Specificity of electrophysical and gas-sensitive properties of nanocomposite ZnO–TiO2 films formed by solid-phase pyrolysis

ZnO–TiO₂ thin films containing 0.5 mol%, 1.0 mol%, and 5.0 mol% ZnO were synthesized by oxidative solid-phase pyrolysis. The materials contained anatase and rutile phases with particle size of 6–13 nm, as confirmed using X-ray phase analysis and scanning electron microscopy. When a certain number of ZnO crystallites appeared in the TiO₂ film structure in the temperature range of room temperature to 220 °C, a two-level response of the film resistance was observed, differing by approximately 10%, as obtained by electrophysical measurements. The two-level response correlates with the formation of two donor energy levels of 0.28 and 0.33 eV in the band structure of the ZnO–TiO₂ films. The donor level with a higher activation energy corresponded to the Ti vacancy (V⁻_Ti), and that with a lower activation energy corresponded to the Zn vacancy (V⁻_Zn).
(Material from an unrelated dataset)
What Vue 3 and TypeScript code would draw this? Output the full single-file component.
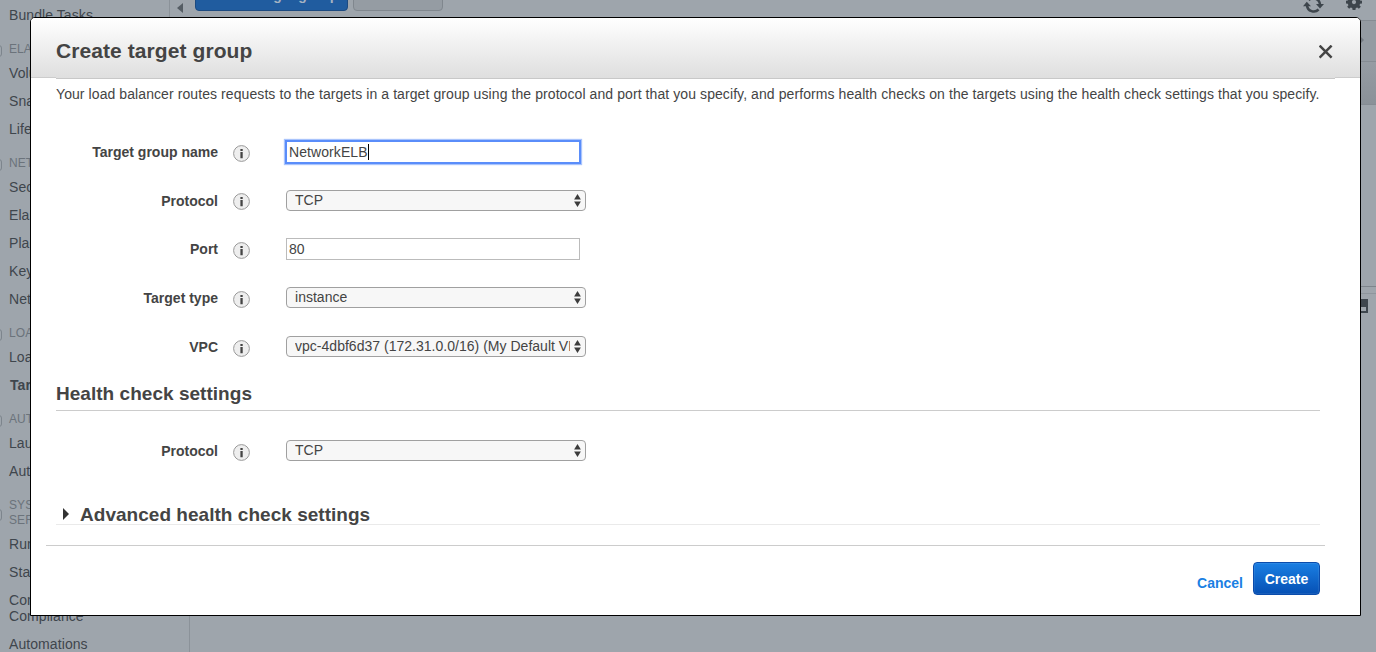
<script setup lang="ts">
import { ref } from 'vue'

interface NavEntry {
  text: string
  kind: 'item' | 'head'
  active?: boolean
}

interface FieldRow {
  label: string
  type: 'text' | 'select'
  value: string
  focused?: boolean
  short?: boolean
}

const nav: NavEntry[] = [
  { text: 'Bundle Tasks', kind: 'item' },
  { text: 'ELASTIC BLOCK STORE', kind: 'head' },
  { text: 'Volumes', kind: 'item' },
  { text: 'Snapshots', kind: 'item' },
  { text: 'Lifecycle Manager', kind: 'item' },
  { text: 'NETWORK & SECURITY', kind: 'head' },
  { text: 'Security Groups', kind: 'item' },
  { text: 'Elastic IPs', kind: 'item' },
  { text: 'Placement Groups', kind: 'item' },
  { text: 'Key Pairs', kind: 'item' },
  { text: 'Network Interfaces', kind: 'item' },
  { text: 'LOAD BALANCING', kind: 'head' },
  { text: 'Load Balancers', kind: 'item' },
  { text: 'Target Groups', kind: 'item', active: true },
  { text: 'AUTO SCALING', kind: 'head' },
  { text: 'Launch Configurations', kind: 'item' },
  { text: 'Auto Scaling Groups', kind: 'item' },
  { text: 'SYSTEMS MANAGER\nSERVICES', kind: 'head' },
  { text: 'Run Command', kind: 'item' },
  { text: 'State Manager', kind: 'item' },
  { text: 'Configuration\nCompliance', kind: 'item' },
  { text: 'Automations', kind: 'item' },
]

const fields = ref<FieldRow[]>([
  { label: 'Target group name', type: 'text', value: 'NetworkELB', focused: true },
  { label: 'Protocol', type: 'select', value: 'TCP', short: true },
  { label: 'Port', type: 'text', value: '80' },
  { label: 'Target type', type: 'select', value: 'instance' },
  { label: 'VPC', type: 'select', value: 'vpc-4dbf6d37 (172.31.0.0/16) (My Default VPC)' },
])

const healthFields = ref<FieldRow[]>([{ label: 'Protocol', type: 'select', value: 'TCP' }])
</script>

<template>
  <div class="console">
    <nav class="sidebar">
      <div
        v-for="entry in nav"
        :key="entry.text"
        :class="[entry.kind, { active: entry.active }]"
      >{{ entry.text }}</div>
    </nav>
    <main class="main">
      <div class="toolbar">
        <span class="collapse"></span>
        <span class="bg-btn primary">Create target group</span>
        <span class="bg-btn">Actions</span>
        <svg class="refresh" width="21" height="20" viewBox="0 0 21 20">
          <path d="M4 10.5a6.8 6.8 0 0 0 11.6 4M17 9.5a6.8 6.8 0 0 0-11.4-4.4" fill="none" stroke="#3d454c" stroke-width="2.5" />
          <path d="M0 11.2L3.8 6.8L8 11.2zM13 9h8L17 13.4z" fill="#3d454c" />
        </svg>
        <svg class="gear" width="16" height="16" viewBox="0 0 16 16">
          <path
            d="M6.6 0h2.8l.4 2 1.5.6L13 1.4 14.8 3.3l-1.3 1.6.6 1.5 1.9.3v2.7l-1.9.3-.6 1.5 1.3 1.6-1.9 1.9-1.6-1.2-1.5.6-.4 2H6.6l-.4-2-1.5-.6-1.6 1.2-1.9-1.9 1.2-1.6-.6-1.5L0 9.4V6.7l1.8-.3.6-1.5L1.2 3.3 3 1.4l1.7 1.2L6.2 2zM8 6a2.1 2.1 0 1 0 0 4.2 2.1 2.1 0 0 0 0-4.2z"
            fill="#3d454c"
            fill-rule="evenodd"
          />
        </svg>
      </div>
      <div class="filter"><i class="next"></i></div>
      <div class="thead"></div>
      <div class="rows"></div>
      <div class="splitter"></div>
      <div class="detail"><span class="pane-icon"></span></div>
    </main>

    <section class="modal">
      <header class="modal-head">
        <h2>Create target group</h2>
        <svg class="close" width="14" height="14" viewBox="0 0 14 14">
          <path d="M.6 .6L12.6 12.6M12.6 .6L.6 12.6" stroke="#444" stroke-width="2.5" />
        </svg>
      </header>
      <div class="modal-body">
        <p class="intro"><span>Your load balancer routes requests to the targets in a target group using the protocol and port that you specify, and performs health checks on the targets using the health check settings that you specify.</span></p>

        <div v-for="f in fields" :key="f.label" class="row" :class="{ short: f.short }">
          <label>{{ f.label }}</label>
          <svg class="info" width="17" height="17" viewBox="0 0 17 17">
            <circle cx="8.5" cy="8.5" r="7.9" fill="#eee" stroke="#999" />
            <path d="M7.4 4h2.3v2H7.4zM7.4 7h2.3v6.2H7.4z" fill="#444" />
          </svg>
          <div v-if="f.type === 'text'" class="input" :class="{ focused: f.focused }">
            <span>{{ f.value }}</span><i v-if="f.focused" class="caret"></i>
          </div>
          <div v-else class="select">
            <span>{{ f.value }}</span>
            <svg width="7" height="13" viewBox="0 0 7 13"><path d="M3.5 0L6.9 5.4H.1zM.1 7.6h6.8L3.5 13z" fill="#3c3c3c" /></svg>
          </div>
        </div>

        <h3 class="health">Health check settings</h3>

        <div v-for="f in healthFields" :key="f.label" class="row">
          <label>{{ f.label }}</label>
          <svg class="info" width="17" height="17" viewBox="0 0 17 17">
            <circle cx="8.5" cy="8.5" r="7.9" fill="#eee" stroke="#999" />
            <path d="M7.4 4h2.3v2H7.4zM7.4 7h2.3v6.2H7.4z" fill="#444" />
          </svg>
          <div class="select">
            <span>{{ f.value }}</span>
            <svg width="7" height="13" viewBox="0 0 7 13"><path d="M3.5 0L6.9 5.4H.1zM.1 7.6h6.8L3.5 13z" fill="#3c3c3c" /></svg>
          </div>
        </div>

        <h3 class="advanced"><i class="tri"></i><span>Advanced health check settings</span></h3>
      </div>
      <footer class="modal-foot">
        <a class="cancel">Cancel</a>
        <button class="create" type="button">Create</button>
      </footer>
    </section>
  </div>
</template>

<style>
body {
  overflow: hidden;
}
</style>

<style scoped>
* {
  box-sizing: border-box;
}
.console {
  position: relative;
  display: flex;
  width: 1376px;
  height: 652px;
  overflow: hidden;
  background: #9ea5ac;
  color: #444;
  font: 14px/16px 'Liberation Sans', Arial, sans-serif;
  letter-spacing: 0.08px;
}
.sidebar {
  flex: none;
  width: 190px;
  height: 660px;
  padding-top: 1px;
  border-right: 1px solid #8b9299;
  white-space: pre;
}
.item {
  padding: 6px 0 6px 9px;
  color: #3f464d;
}
.item.active {
  padding-left: 10px;
  font-weight: bold;
}
.head {
  position: relative;
  padding: 13px 0 2px 9px;
  font-size: 12px;
  line-height: 15px;
  color: #6b737b;
}
.head::before {
  content: '';
  position: absolute;
  left: -10px;
  top: calc(50% + 1px);
  width: 10px;
  height: 10px;
  border: 1px solid #7d858d;
  border-radius: 3px;
}
.main {
  flex: 1;
  display: flex;
  flex-direction: column;
  margin-left: -21px;
}
.toolbar {
  display: flex;
  align-items: flex-start;
  height: 20px;
  flex: none;
  border-left: 1px solid #8b9299;
  background: #9ea5ac;
}
.collapse {
  margin: 3px 12px 0 7px;
  border: 5.5px solid transparent;
  border-width: 5.5px 6px 5.5px 0;
  border-right-color: #555d64;
}
.bg-btn {
  width: 90px;
  height: 32px;
  margin: -21px 5px 0 0;
  padding-left: 11px;
  border: 1px solid #80878e;
  border-radius: 4px;
  background: #959ca3;
  color: #b3b9bf;
  font-weight: bold;
  line-height: 31px;
  white-space: nowrap;
}
.bg-btn.primary {
  width: 153px;
  border-color: #1c4a80;
  background: #205c9f;
  color: #a5b3c2;
}
.refresh {
  margin: -5px 0 0 auto;
}
.gear {
  margin: -6px 14px 0 22px;
}
.filter {
  flex: none;
  display: flex;
  justify-content: flex-end;
  height: 42px;
  border-top: 1px solid #858c93;
  border-bottom: 1px solid #858c93;
  background: #949ba2;
}
.next {
  width: 4px;
  height: 8px;
  margin: 15px 12px 0 0;
  border: solid transparent;
  border-width: 4px 0 4px 4px;
  border-left-color: #737a81;
}
.thead {
  flex: none;
  height: 43px;
  border-bottom: 1px solid #858c93;
  background: linear-gradient(#959ca3, #8a9198);
}
.rows {
  flex: none;
  height: 181px;
}
.splitter {
  flex: none;
  height: 8px;
  border-top: 1px solid #7e858c;
  border-bottom: 1px solid #8e959c;
}
.detail {
  display: flex;
  justify-content: flex-end;
  padding: 5px 8px 0 0;
}
.pane-icon {
  width: 14px;
  height: 14px;
  border: 2px solid #3f474e;
  border-top-width: 8px;
}
.modal {
  position: absolute;
  left: 30px;
  top: 17px;
  width: 1331px;
  height: 599px;
  border: 1px solid #000;
  border-radius: 5px 5px 0 0;
  background: #fff;
  display: flex;
  flex-direction: column;
}
.modal-head {
  position: relative;
  flex: none;
  display: flex;
  justify-content: space-between;
  align-items: center;
  height: 60px;
  padding: 7px 27px 0 25px;
  border-bottom: 1px solid #ccc;
  border-radius: 4px 4px 0 0;
  background: linear-gradient(#fff, #dfdfdf);
}
.modal-head::after {
  content: '';
  position: absolute;
  left: 25px;
  right: 25px;
  bottom: -2px;
  height: 2px;
  background: linear-gradient(#dfdfdf 1px, #c8c8c8 1px);
}
h2 {
  margin: 0;
  font-size: 21px;
  line-height: 24px;
  letter-spacing: 0.08px;
}
.close {
  margin-top: 1px;
}
.modal-body {
  flex: none;
  height: 467px;
  padding: 8px 40px 0 25px;
}
.intro {
  margin: 0 0 26px;
  white-space: nowrap;
  letter-spacing: 0.083px;
}
.row {
  display: grid;
  grid-template-columns: 162px 17px 300px;
  column-gap: 0;
  align-items: start;
  height: 49px;
}
.row.short {
  height: 48px;
}
.row label {
  padding-top: 16px;
  text-align: right;
  font-weight: bold;
  letter-spacing: 0;
}
.info {
  margin: 17px 0 0 15px;
  display: block;
}
.row.short .info {
  margin-top: 16px;
}
.input,
.select {
  position: relative;
  display: flex;
  margin: 13px 0 0 51px;
  white-space: nowrap;
}
.input {
  width: 294px;
  height: 22px;
  padding: 2px 2px;
  border: 1px solid #bbb;
}
.focused {
  border-color: #5a8dfa;
  box-shadow: 0 0 0 1px #5a8dfa, 0 0 1px 2px #a9c4fc;
}
.caret {
  width: 1px;
  height: 16px;
  background: #000;
}
.select {
  width: 300px;
  height: 21px;
  padding: 1px 3px 0 8px;
  border: 1px solid #a0a0a0;
  border-radius: 4px;
  background: #f7f7f7;
  justify-content: space-between;
  letter-spacing: 0.02px;
}
.select span {
  max-width: 275px;
  overflow: hidden;
}
.select svg {
  flex: none;
  margin: 2px 1px 0 0;
}
h3 {
  margin: 0;
  font-size: 19px;
  line-height: 24px;
  letter-spacing: 0.03px;
}
.health {
  height: 29px;
  margin: 10px 0 16px;
  border-bottom: 1px solid #ccc;
}
.advanced {
  display: flex;
  height: 22px;
  margin-top: 27px;
  border-bottom: 1px solid #eaeaea;
}
.tri {
  margin: 5px 11px 0 7px;
  width: 0;
  height: 0;
  border: solid transparent;
  border-width: 6px 0 6px 6px;
  border-left-color: #333;
}
.modal-foot {
  display: flex;
  justify-content: flex-end;
  margin: 0 35px 0 15px;
  padding: 16px 5px 0 0;
  border-top: 1px solid #ccc;
}
.cancel {
  margin: 13px 10px 0 0;
  color: #1a7fe3;
  font-weight: bold;
  letter-spacing: 0;
}
.create {
  width: 67px;
  height: 33px;
  padding: 0;
  border: 1px solid #0a4cac;
  border-radius: 4px;
  background: linear-gradient(#1a7fe3, #0650b4);
  box-shadow: inset 0 0 0 1px rgba(255, 255, 255, 0.08);
  color: #fff;
  font: bold 14px/16px 'Liberation Sans', Arial, sans-serif;
}
</style>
Two levels of gas-sensitive properties were noted for 0.5ZnO–TiO₂, 1ZnO–TiO₂, and 5ZnO–TiO₂ under the influence of 50 ppm NO₂ at 250 °C. Such two-level responses can be ascribed to the pinning of the Fermi level on ZnO and TiO₂ nanocrystallites. The mechanism of the beak-shaped and two-level responses of sensors based on composite nanomaterials when exposed to various gases was elucidated.